Food versus vouchers: Evidence from Indonesia

VoxDevTalk

Published 09.03.22
Photo credit:
Richard Ha/flickr

Providing vouchers for rice and eggs allowed for better targeting, increased protein consumption, and was cheaper to administer than in-kind benefits

Read “Food vs. Food Stamps: Evidence from an At-Scale Experiment in Indonesia” by Abhijit Banerjee, Rema Hanna, Benjamin A. Olken, Elan Satriawan and Sudarno Sumarto here.

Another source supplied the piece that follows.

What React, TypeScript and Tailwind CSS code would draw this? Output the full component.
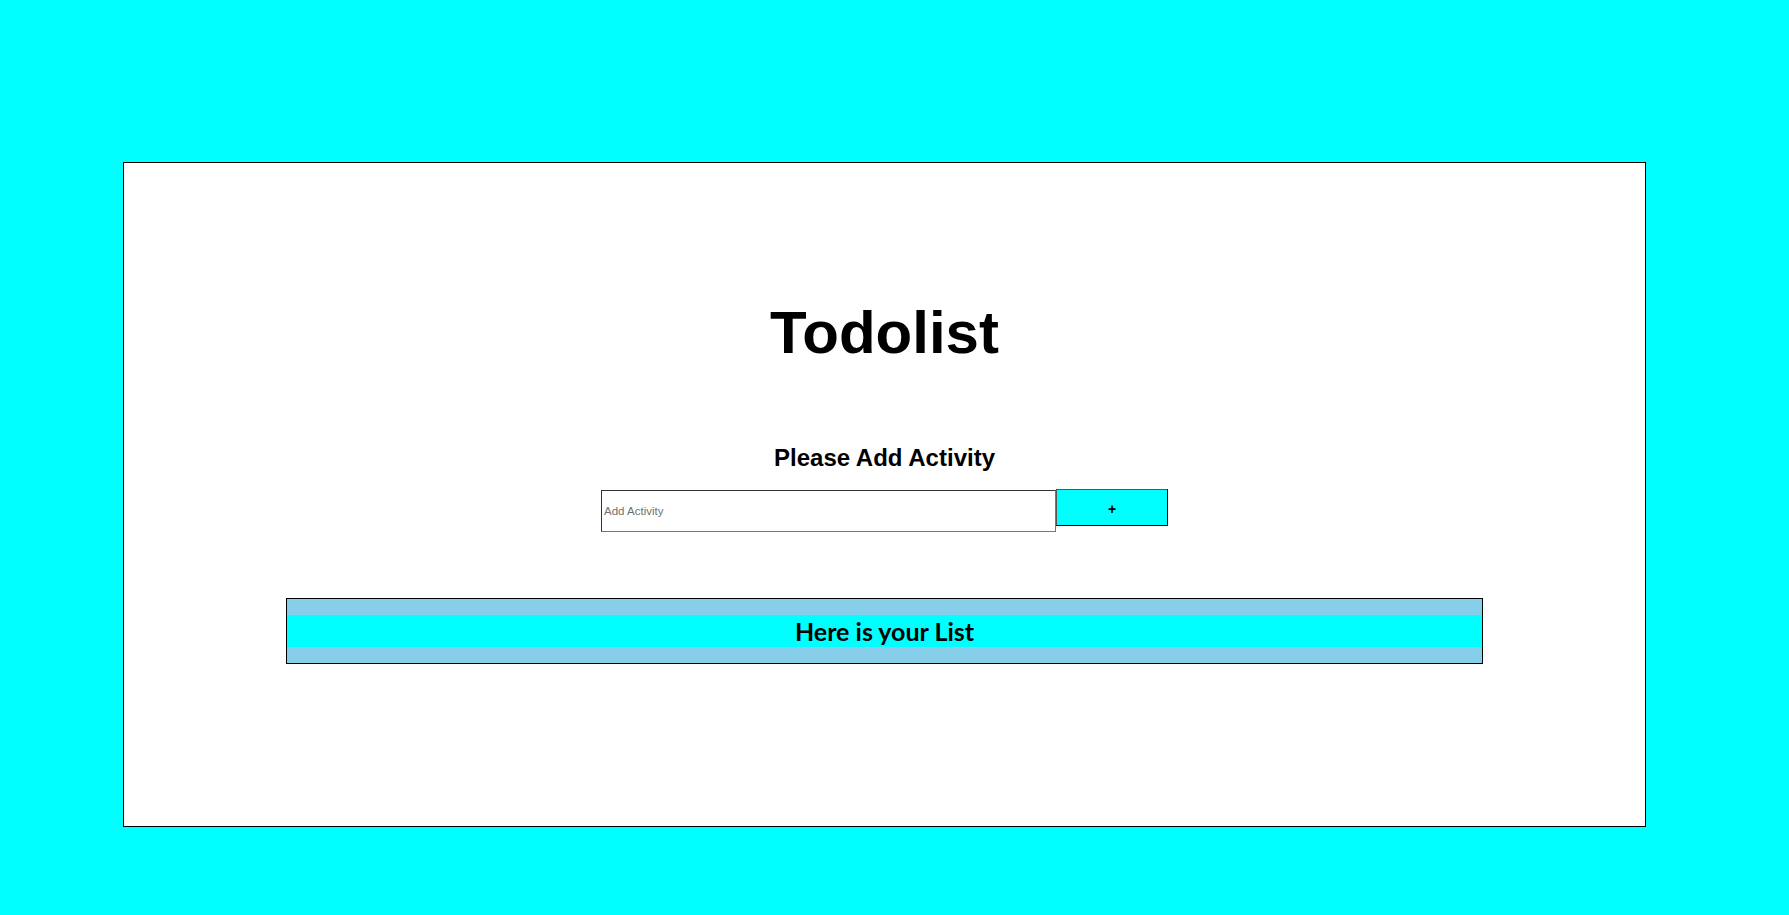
export default function App() {
  return (
    <div className="h-[915px] w-full overflow-hidden bg-[#00ffff] pt-[162px] pl-[123px]">
      <div className="flex h-[665px] w-[1523px] flex-col items-center border border-black bg-white">
        <h1 className="mt-[140px] font-['Liberation_Sans',Arial,sans-serif] text-[60px] leading-[60px] font-bold text-black">
          Todolist
        </h1>
        <h3 className="mt-[83px] font-['Liberation_Sans',Arial,sans-serif] text-[24px] leading-[24px] font-bold text-black">
          Please Add Activity
        </h3>
        <div className="mt-[19px] flex items-start">
          <input
            type="text"
            placeholder="Add Activity"
            className="mt-[1px] h-[42px] w-[455px] border border-t-[#333] border-r-[#777] border-b-[#777] border-l-[#333] bg-white px-[2px] font-['Liberation_Sans',Arial,sans-serif] text-[11.5px] text-black outline-none placeholder:text-[#6f6f6f]"
          />
          <button className="h-[37px] w-[112px] border border-t-[#555] border-r-black border-b-black border-l-[#555] bg-[#00ffff] pt-[4px] font-['Liberation_Sans',Arial,sans-serif] text-[14px] font-bold text-black">
            +
          </button>
        </div>
        <div className="mt-[66px] w-[1197px] border border-black bg-[#87ceeb] py-[16px]">
          <h2 className="flex h-[32px] items-center justify-center bg-[#00ffff] font-['Lato','Open_Sans',sans-serif] text-[25px] leading-[32px] font-bold text-black">
            Here is your List
          </h2>
        </div>
      </div>
    </div>
  );
}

When providing food assistance, is it better to provide food directly or vouchers to buy it? Indonesia recently starting giving vouchers instead of rice, and later eggs, to millions of households. In this VoxDevTalk, Elan Satriawan discusses his research with Abhijit Banerjee, Rema Hanna, Benjamin Olken and Sudarno Sumarto into whether this allowed the government to target aid better, how household consumption changed, and which method is cheaper to administer. Significantly more targeted households received assistance in areas where vouchers were given instead of food, and the amount of assistance they received was greater. In addition to addressing poverty, the vouchers also helped address malnutrition by increasing protein consumption among targeted households. The authors estimate that the cost of administering the vouchers is at most half the cost of administering the earlier in-kind benefit programme.